Mais de 20 empresas brasileiras, como Hospital Indianópolis, Editora Mol e Thanks for Sharing, estão participando do experimento. Após três meses de preparação, a fase de testes começou em janeiro de 2024, com resultados promissores. Segundo a Fundação Getúlio Vargas (FGV), 61,5% das empresas notaram avanços na execução de projetos, e 58,5% relataram um aumento na criatividade.
Os benefícios não se limitaram ao ambiente de trabalho. Cerca de 58% dos funcionários conseguiram conciliar melhor a vida pessoal e profissional, houve um aumento de 78% na disposição para momentos de lazer, e reduções nos sintomas de insônia (50%) e estresse no trabalho (62,7%). Além disso, 64,9% dos participantes não se sentem desgastados no final do dia, e 56,5% não se frustram como antes.
Eduardo Hagiwara, diretor do Hospital Indianópolis, notou uma diminuição significativa nas faltas e atrasos, enquanto Simone Cyrineu, da Thanks for Sharing, observou que os funcionários estão mais engajados e utilizam o dia de folga para descanso e resolver pendências pessoais.
O experimento foi concluído em junho, com a publicação de um relatório final detalhando os resultados alcançados.
Considerando a legislação brasileira, como fica a semana de 4 dias no país?
Existe algum impedimento legal?
De acordo com a Consolidação das Leis do Trabalho (CLT), não existe impedimento legal para a adoção da semana de 4 dias. A lei diz que existe um teto, o de 44 horas semanais trabalhadas. Se o empregador quiser oferecer menos, é possível.
No entanto, é preciso ter atenção com igualdade e justiça. O valor das horas trabalhadas precisa ser o mesmo para todos os colaboradores. Além disso, é preciso manter os valores pagos do 13º e das férias remuneradas, sem nenhum prejuízo ao trabalhador.
Conclusão
Como disse Andrew Barnes, CEO da Perpetual Guardian: “estamos presos em um modelo de trabalho do século XIX. Porém, estamos no século XXI”. Isso significa que não é possível lidar com demandas do presente utilizando métodos do passado. É preciso evoluir.
Essa evolução vem quando o colaborador é o centro das mudanças e das melhorias na empresa. Ao valorizar seu capital humano, o setor corporativo tem resultados imediatos e significativos, como o aumento da produtividade e do lucro.
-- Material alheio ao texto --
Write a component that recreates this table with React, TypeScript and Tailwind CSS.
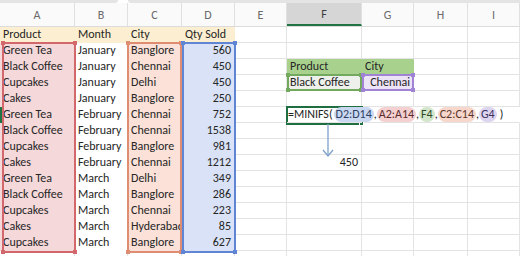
import React from 'react';

const letters = ['A', 'B', 'C', 'D', 'E', 'F', 'G', 'H', 'I'];

const data: (string | number)[][] = [
    ['Product', 'Month', 'City', 'Qty Sold'],
    ['Green Tea', 'January', 'Banglore', 560],
    ['Black Coffee', 'January', 'Chennai', 450],
    ['Cupcakes', 'January', 'Delhi', 450],
    ['Cakes', 'January', 'Banglore', 250],
    ['Green Tea', 'February', 'Chennai', 752],
    ['Black Coffee', 'February', 'Chennai', 1538],
    ['Cupcakes', 'February', 'Banglore', 981],
    ['Cakes', 'February', 'Chennai', 1212],
    ['Green Tea', 'March', 'Delhi', 349],
    ['Black Coffee', 'March', 'Banglore', 286],
    ['Cupcakes', 'March', 'Chennai', 223],
    ['Cakes', 'March', 'Hyderabad', 85],
    ['Cupcakes', 'March', 'Banglore', 627],
    ['', '', '', ''],
];

const gridCols = 'grid grid-cols-[75px_53px_54px_53px_52px_75px_52px_54px_52px]';

function cellFill(r: number, c: number) {
    if (r === 1 && c <= 3) return 'bg-[#fcefd1] border-transparent';
    if (r >= 2 && r <= 14) {
        if (c === 0) return 'bg-[#f5d8d9] border-transparent';
        if (c === 1) return 'bg-white border-transparent';
        if (c === 2) return 'bg-[#fbe1d8] border-transparent';
        if (c === 3) return 'bg-[#d9e2f6] border-transparent';
    }
    if (r === 3 && (c === 5 || c === 6)) return 'bg-[#a9d18e] border-transparent';
    if (r === 4 && c === 5) return 'bg-[#eef0ec] border-transparent';
    if (r === 4 && c === 6) return 'bg-[#ede3f6] border-transparent';
    if (r === 6 && c >= 6) return 'bg-white border-b-[#e3e3e3] border-r-transparent';
    return 'bg-white border-[#e3e3e3]';
}

function cellText(r: number, c: number): string {
    if (c <= 3) return String(data[r - 1][c]);
    if (r === 3 && c === 5) return 'Product';
    if (r === 3 && c === 6) return 'City';
    if (r === 4 && c === 5) return 'Black Coffee';
    if (r === 4 && c === 6) return 'Chennai';
    if (r === 9 && c === 5) return '450';
    return '';
}

function Pill({ children, color }: { children: React.ReactNode; color: string }) {
    return <span className={`rounded-full px-[2px] leading-[15px] ${color}`}>{children}</span>;
}

function Comma() {
    return <span className="w-[4px] text-center">,</span>;
}

function Formula() {
    return (
        <div className="relative z-20 flex items-center whitespace-nowrap text-[12px] leading-[15px] text-[#262626]">
            <span className="pr-[1px]">=MINIFS(</span>
            <Pill color="bg-[#c9d7f1] text-[#2f3f63]">D2:D14</Pill>
            <Comma />
            <Pill color="bg-[#f5d0d0] text-[#5a2b2b]">A2:A14</Pill>
            <Comma />
            <Pill color="bg-[#d3e6cc] text-[#2f4a2a]">F4</Pill>
            <Comma />
            <Pill color="bg-[#f7d6cb] text-[#5a352b]">C2:C14</Pill>
            <Comma />
            <Pill color="bg-[#ddd5f0] text-[#3c3160]">G4</Pill>
            <span className="pl-[3px]">)</span>
        </div>
    );
}

function Range({ box, color }: { box: string; color: string }) {
    return (
        <div className={`absolute pointer-events-none border-2 ${box} ${color}`}>
            <span className="absolute -left-[3px] -top-[3px] w-1 h-1 bg-current" />
            <span className="absolute -right-[3px] -top-[3px] w-1 h-1 bg-current" />
            <span className="absolute -left-[3px] -bottom-[3px] w-1 h-1 bg-current" />
            <span className="absolute -right-[3px] -bottom-[3px] w-1 h-1 bg-current" />
        </div>
    );
}

export default function App() {
    return (
        <div
            className="relative w-[520px] h-[256px] overflow-hidden bg-white"
            style={{ fontFamily: 'Carlito, Calibri, Lato, "Liberation Sans", sans-serif' }}
        >
            {/* bottoms of name box and formula bar */}
            <div className="flex h-[3px] gap-[10px]">
                <div className="w-[118px] bg-[#e4e4e4] rounded-br-[3px]" />
                <div className="flex-1 bg-[#e4e4e4] rounded-bl-[3px]" />
            </div>

            {/* column headers */}
            <div className={`${gridCols} h-6 bg-[#fafafa] border-b border-[#dcdcdc]`}>
                {letters.map((l, i) => (
                    <div
                        key={l}
                        className={`flex items-center justify-center text-[12px] border-r border-[#e0e0e0] ${
                            i === 5 ? 'bg-[#d6d6d6] text-[#3d3d3d] border-b-2 border-b-[#217346]' : 'text-[#6a6a6a]'
                        }`}
                    >
                        {l}
                    </div>
                ))}
            </div>

            {/* cells */}
            {data.map((_, ri) => {
                const r = ri + 1;
                return (
                    <div key={r} className={gridCols}>
                        {letters.map((_, c) => {
                            const right = (c === 3 && r >= 2) || (r === 9 && c === 5) || (r === 4 && c === 6);
                            if (r === 6 && c === 5) {
                                return (
                                    <div key={c} className="relative z-20 h-4 border-b border-[#e3e3e3] pl-[1px] overflow-visible">
                                        <Formula />
                                    </div>
                                );
                            }
                            return (
                                <div
                                    key={c}
                                    className={`h-4 border-r border-b px-[3px] text-[12px] leading-[15px] text-[#262626] whitespace-nowrap overflow-hidden ${
                                        right ? 'text-right' : ''
                                    } ${cellFill(r, c)}`}
                                >
                                    {cellText(r, c)}
                                </div>
                            );
                        })}
                    </div>
                );
            })}

            {/* range highlights */}
            <Range box="left-[2px] top-[42px] w-[74px] h-[211px]" color="border-[#d3686c] text-[#d3686c]" />
            <Range box="left-[127px] top-[42px] w-[55px] h-[211px]" color="border-[#de8d73] text-[#de8d73]" />
            <Range box="left-[182px] top-[42px] w-[54px] h-[211px]" color="border-[#5f85d4] text-[#5f85d4]" />
            <Range box="left-[287px] top-[74px] w-[75px] h-[17px]" color="border-[#72a95e] text-[#72a95e]" />
            <Range box="left-[362px] top-[74px] w-[52px] h-[17px]" color="border-[#a083d4] text-[#a083d4]" />

            {/* active cell F6 */}
            <div className="absolute left-[286px] top-[106px] w-[77px] h-[19px] border-2 border-[#1e6e42] pointer-events-none">
                <span className="absolute -right-[3px] -bottom-[3px] w-[5px] h-[5px] bg-[#1e6e42] border border-white" />
            </div>
            {/* row header selection marker */}
            <div className="absolute left-0 top-[107px] w-[2px] h-4 bg-[#217346]" />

            {/* arrow */}
            <svg className="absolute left-[319px] top-[123px]" width="18" height="36" viewBox="0 0 18 36">
                <line x1="9" y1="1" x2="9" y2="33" stroke="#7fa1cb" strokeWidth="1.3" />
                <polyline points="4,27 9,33 14,27" fill="none" stroke="#7fa1cb" strokeWidth="1.3" />
            </svg>
        </div>
    );
}
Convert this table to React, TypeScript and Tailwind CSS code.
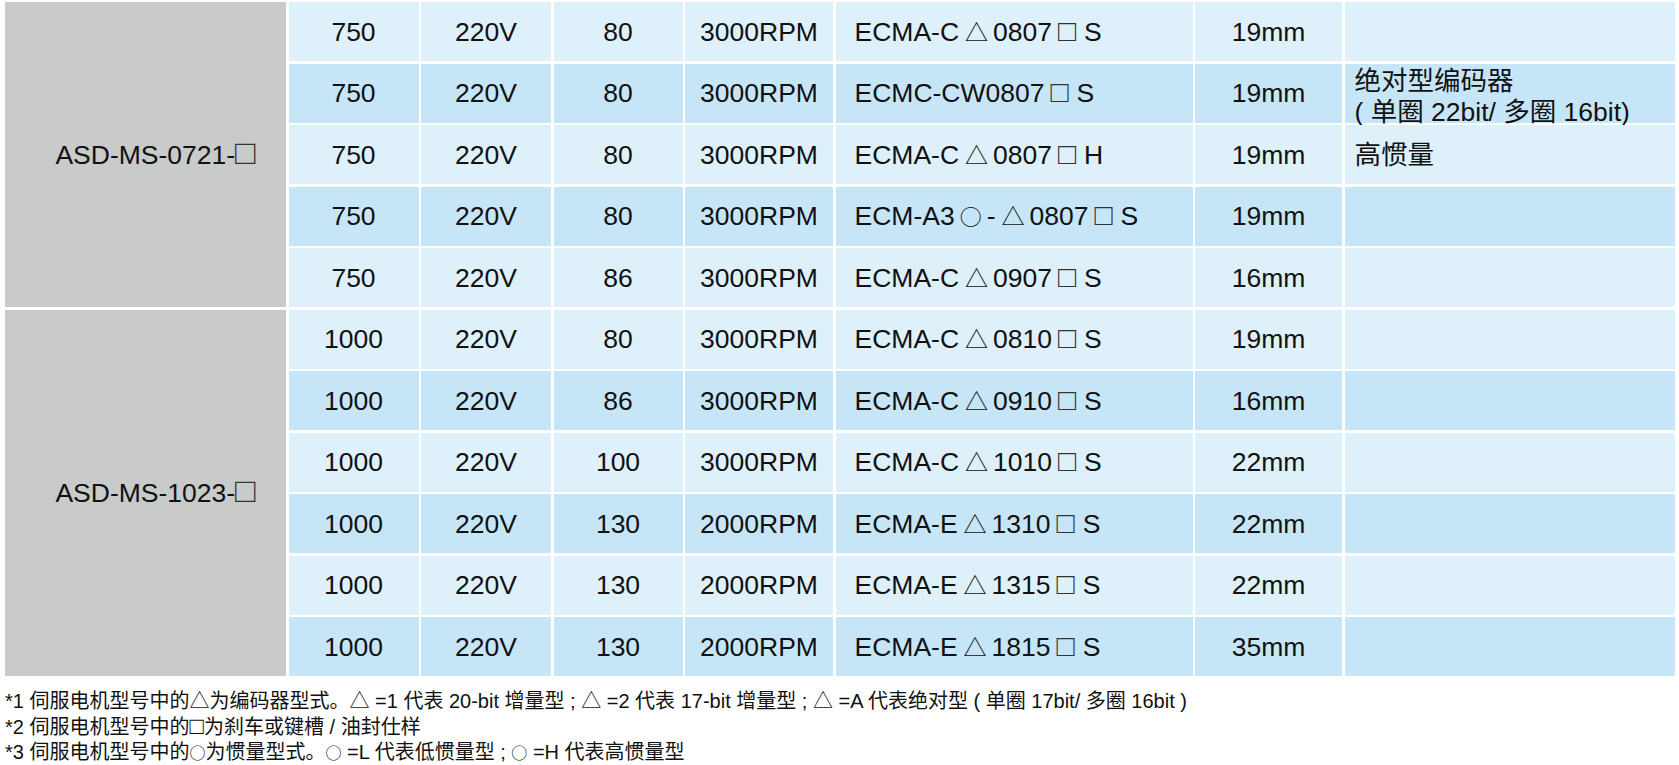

E não somente isso: a sociedade, como um todo, ganha com a semana de 4 dias. Famílias podem ter mais tempo de qualidade e relacionamentos são solidificados.
Quando o colaborador sente que a sua rotina não é desgastante e entrega seu potencial máximo no trabalho, todos ganham. Portanto, a implementação da semana de 4 dias é uma tendência que ganhará cada vez mais adeptos ao redor do mundo.